While placeholders may suffice to handle a couple of scenarios they may not be enough for a bunch of others and may even introduce unexpected surprising behavior (e.g., boolean-ish feature flag intended to be false but read by NodeJS as truthy due to the presence of <placeholder-secret> string).

OTOH, knowing that JS is not a first-class citizen as other languages/frameworks on Fly, I'm unsure if the expectations match across these other stacks.

TL;DR Placeholders may be subpar and using build-time secrets is painful.


I'm migrating away some Next.JS apps from Vercel to Fly.io and it's a bit painful to handle env vars (specially NEXTPUBLIC) because they're available only at runtime.

To get them to play right with Docker it's necessary to add them to a bunch of places:

Gets a bit painful when dealing with a bunch of values. Based on this table, .env files are the ideal choice because they will be used on the server and Next.JS will also expose NEXT_PUBLIC on the client, so it's a single file that is expected to mix sensitive values/tokens and configs and to always be .gitignore'd.


Some perspectives from how Vercel handles env vars that could be helpful here:

Your source code can read these values to change behavior during the Build Step or during Function execution.

All values are encrypted at rest and visible to any user that has access to the Project. It is safe to use both non-sensitive and sensitive data, such as tokens.

Allowing flyctl to at least export them would greatly smooth the process without exposing them on build-time unless needed by someone willing to script them.
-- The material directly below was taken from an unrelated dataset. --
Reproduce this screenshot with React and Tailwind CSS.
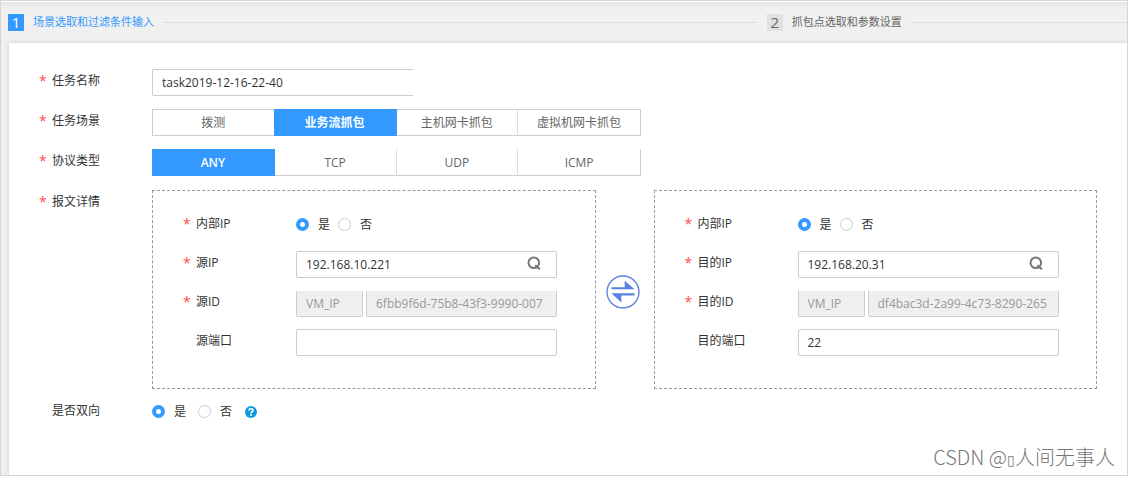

The recent addition of app-scoped deploy tokens would also probably play well with that.

As a side-note, Next.JS also allows to "set defaults" using .env[.environment] and .env.local to store sensitive data that can be used to handle this differently.

daniellaera commented 1 year ago

On my repos, I have a fully functional example with production build args for fly in a github action job https://github.com/daniellaera/supabase-react-auth/blob/main/.github/workflows/main.yml

redjonzaci commented 1 year ago

Hey @daniellaera, does that mean this works now?